For feature set F3 and F4 the Stanford Grammatical Parser was used. In order to ensure its proper function, only minimal cleaning efforts were taken since the presence of stopwords, punctuation and full words (rather than stems) are important to determine the grammatical dependency. In order to reduce the dimensionality of the feature set, words were cleaned and stemmed after the grammatical dependency parsing process.
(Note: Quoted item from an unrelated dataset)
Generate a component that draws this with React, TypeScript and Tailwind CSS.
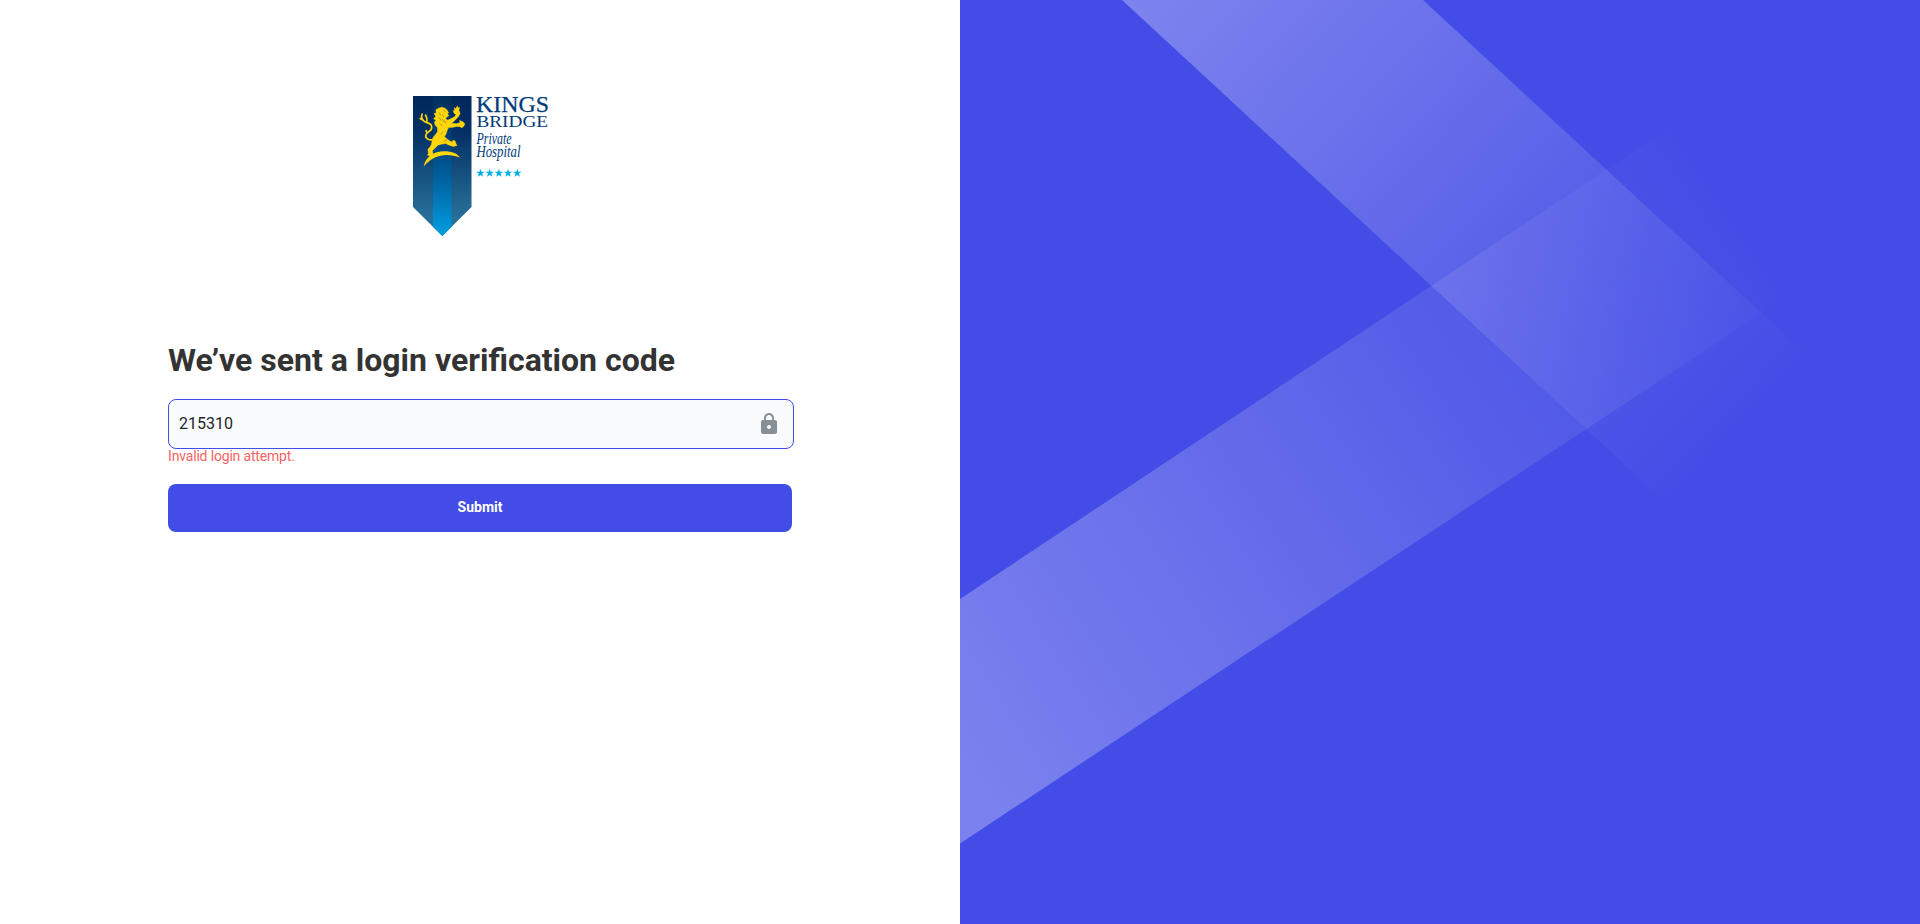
import React from "react";

function Logo() {
  return (
    <svg className="ml-1 overflow-visible" width="140" height="144" viewBox="0 0 140 144" role="img" aria-label="Kingsbridge Private Hospital">
      <defs>
        <linearGradient id="banner" x1="0" y1="0" x2="0" y2="1">
          <stop offset="0" stopColor="#00275a" />
          <stop offset="0.25" stopColor="#042f64" />
          <stop offset="0.8" stopColor="#236a93" />
          <stop offset="1" stopColor="#2a78a3" />
        </linearGradient>
        <linearGradient id="stripe" x1="0" y1="0" x2="0" y2="1">
          <stop offset="0" stopColor="#00305c" />
          <stop offset="0.35" stopColor="#00437c" />
          <stop offset="0.65" stopColor="#0069a8" />
          <stop offset="1" stopColor="#009fe3" />
        </linearGradient>
        <clipPath id="bannerShape">
          <path d="M1 0H59.500V111L30.300 140L1 111Z" />
        </clipPath>
      </defs>
      <g clipPath="url(#bannerShape)">
        <rect x="1" width="59" height="140" fill="url(#banner)" />
        <rect x="21" width="18.500" height="140" fill="url(#stripe)" />
      </g>
      <g transform="translate(1 5.500) scale(.33333)">
        <path
          fill="#ffd60a"
          d="M74 24L82 19L92 16L102 19L109 25L113 33L110 36L114 42L108 45L104 50L110 55L120 51L133 44L136 38L130 34L127 26L132 27L131 17L136 21L140 12L142 18L147 17L145 26L149 34L144 44L136 52L129 59L122 64L138 66L149 62L147 56L157 60L163 65L161 72L155 78L146 74L138 74L122 77L114 76L109 85L105 97L100 105L108 111L116 117L124 121L126 116L133 117L136 126L139 131L128 134L118 131L112 129L104 125L90 127L80 130L74 136L68 142L63 147L65 158L58 163L48 160L51 154L49 143L55 136L60 128L62 118L65 107L73 98L79 90L79 78L72 70L69 62L74 56L67 50L74 43L68 36L75 33Z"
          stroke="#ffd60a"
          strokeWidth="1.500"
          transform="matrix(.97 0 0 1 -3 1)"
        />
        <path fill="#ffd60a" d="M32 195C37 166 63 149 93 149C118 149 134 156 141 168C114 158 88 158 66 168C52 175 42 183 32 195Z" />
        <path
          d="M61 115C45 117 35 108 39 99C43 90 58 90 56 76C55 61 40 67 33 59C26 53 24 45 28 36M42 61C43 54 42 48 37 39M32 57L20 50M44 94C40 92 39 89 40 85"
          fill="none"
          stroke="#ffd60a"
          strokeWidth="5"
        />
        <path
          d="M78 33L83 42M88 39L93 47M78 48L85 57M87 52L94 62M80 66L88 74M95 57L99 66M91 26L97 30M82 99L91 91M104 114L91 120"
          fill="none"
          stroke="#3f4a38"
          strokeWidth="1.700"
          opacity=".7"
        />
      </g>
      <g fill="#003a78" fontFamily="Liberation Serif, serif">
        <text x="64" y="16" fontSize="24" stroke="#003a78" strokeWidth=".25" textLength="73" lengthAdjust="spacingAndGlyphs">KINGS</text>
        <text x="64.500" y="31.300" fontSize="16" textLength="71.500" lengthAdjust="spacingAndGlyphs">BRIDGE</text>
        <g fontStyle="italic" fontSize="17">
          <text x="64.500" y="47.500" textLength="35" lengthAdjust="spacingAndGlyphs">Private</text>
          <text x="64.500" y="61" textLength="44" lengthAdjust="spacingAndGlyphs">Hospital</text>
        </g>
      </g>
      <g fill="#00aee6">
        {[68.500, 77.700, 86.900, 96.100, 105.300].map((x) => (
          <path key={x} transform={`translate(${x} 77)`} d="M0-4.200L1-1.200H4.300L1.700.6L2.700 3.700L0 1.900L-2.700 3.700L-1.700.6L-4.300-1.200H-1Z" />
        ))}
      </g>
    </svg>
  );
}

function LockIcon() {
  return (
    <svg width="24" height="24" viewBox="0 0 24 24" fill="#868e96" aria-hidden="true">
      <path d="M18 8h-1V6c0-2.760-2.240-5-5-5S7 3.240 7 6v2H6c-1.100 0-2 .9-2 2v10c0 1.100.9 2 2 2h12c1.100 0 2-.9 2-2V10c0-1.100-.9-2-2-2zm-6 9c-1.100 0-2-.9-2-2s.9-2 2-2 2 .9 2 2-.9 2-2 2zm3.100-9H8.900V6c0-1.710 1.390-3.100 3.100-3.100s3.100 1.390 3.100 3.100v2z" />
    </svg>
  );
}

function Artwork() {
  return (
    <svg className="block h-full w-full" viewBox="0 0 960 924" preserveAspectRatio="none" aria-hidden="true">
      <defs>
        <linearGradient id="fall" gradientUnits="userSpaceOnUse" x1="252" y1="-83" x2="792" y2="416">
          <stop offset="0" stopColor="#fff" stopOpacity=".31" />
          <stop offset="1" stopColor="#fff" stopOpacity="0" />
        </linearGradient>
        <linearGradient id="rise" gradientUnits="userSpaceOnUse" x1="0" y1="770" x2="796" y2="242">
          <stop offset="0" stopColor="#fff" stopOpacity=".3" />
          <stop offset="1" stopColor="#fff" stopOpacity="0" />
        </linearGradient>
      </defs>
      <path d="M162 0H463L960 459.500V737.500Z" fill="url(#fall)" />
      <path d="M0 599L900 1V248L0 843.500Z" fill="url(#rise)" />
    </svg>
  );
}

export default function App() {
  return (
    <main className="flex h-screen min-h-[924px] w-full bg-white font-['Roboto',sans-serif]">
      <section className="flex w-1/2 flex-col px-[168px] pt-24">
        <div className="flex h-36 justify-center">
          <Logo />
        </div>
        <form className="mt-[100px] flex flex-col" onSubmit={(e) => e.preventDefault()}>
          <h1 className="h-[59px] text-[32px] leading-10 font-bold whitespace-nowrap text-[#333]">
            We’ve sent a login verification code
          </h1>
          <div className="flex h-[50px] w-[626px] items-center rounded-lg border border-[#434ce6] bg-[#fafbfd] pr-3 pl-2.5">
            <input className="min-w-0 flex-1 bg-transparent text-base text-[#212529] outline-none" defaultValue="215310" aria-label="Verification code" />
            <LockIcon />
          </div>
          <p className="h-[35px] text-sm leading-[15px] tracking-[-0.17px] text-[#f56464]">Invalid login attempt.</p>
          <button className="h-12 w-full rounded-lg bg-[#434ce6] pb-0.5 text-sm font-bold text-white">Submit</button>
        </form>
      </section>
      <aside className="w-1/2 bg-[#434ce6]">
        <Artwork />
      </aside>
    </main>
  );
}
The following subsection describes this process.

1. Preparation

#install.packages("tokenizers")
#install.packages("FSelectorRcpp")
library(NLP)
library(FSelectorRcpp)
library(tokenizers)
## Warning: package 'tokenizers' was built under R version 3.4.4
library(tm)
## Warning: package 'tm' was built under R version 3.4.3
library(SnowballC)
library(stats)
library(readxl)
setwd("~/Google Drive/UM/Smart Services/Thesis/Thesis/Code/Data Cleaning/Feature Set 3 B/Code")
Data <- read_excel("~/Google Drive/UM/Smart Services/Thesis/Thesis/Code/Data Cleaning/Feature Set 3 B/Input/6.POS Set.xlsx")
Text <- Data$POS_Text

2. Cleaning the data

#Prior Text State
print(head(Text,1))
## [1] "I am so angry that i made this post available via all possible sites i use when planing my trips so will make the mistake of booking this place"
#Remove Numbers
Clean.Text <- removeNumbers(Text)
#Remove Space
Clean.Text <- stripWhitespace(Clean.Text)
print(head(Clean.Text,2))
## [1] "I am so angry that i made this post available via all possible sites i use when planing my trips so will make the mistake of booking this place"
## [2] "I made my booking via booking com ."
Clean.Text <-tolower(Clean.Text)
print(head(Clean.Text,2))
## [1] "i am so angry that i made this post available via all possible sites i use when planing my trips so will make the mistake of booking this place"
## [2] "i made my booking via booking com ."
Clean.Text <-stemDocument(Clean.Text)
print(head(Clean.Text,2))
## [1] "i am so angri that i made this post avail via all possibl site i use when plane my trip so will make the mistak of book this place"
## [2] "i made my book via book com ."
df <- data.frame(matrix(seq(1,4735),nrow = 4735,ncol=1))
df$Review.Fragments <- Clean.Text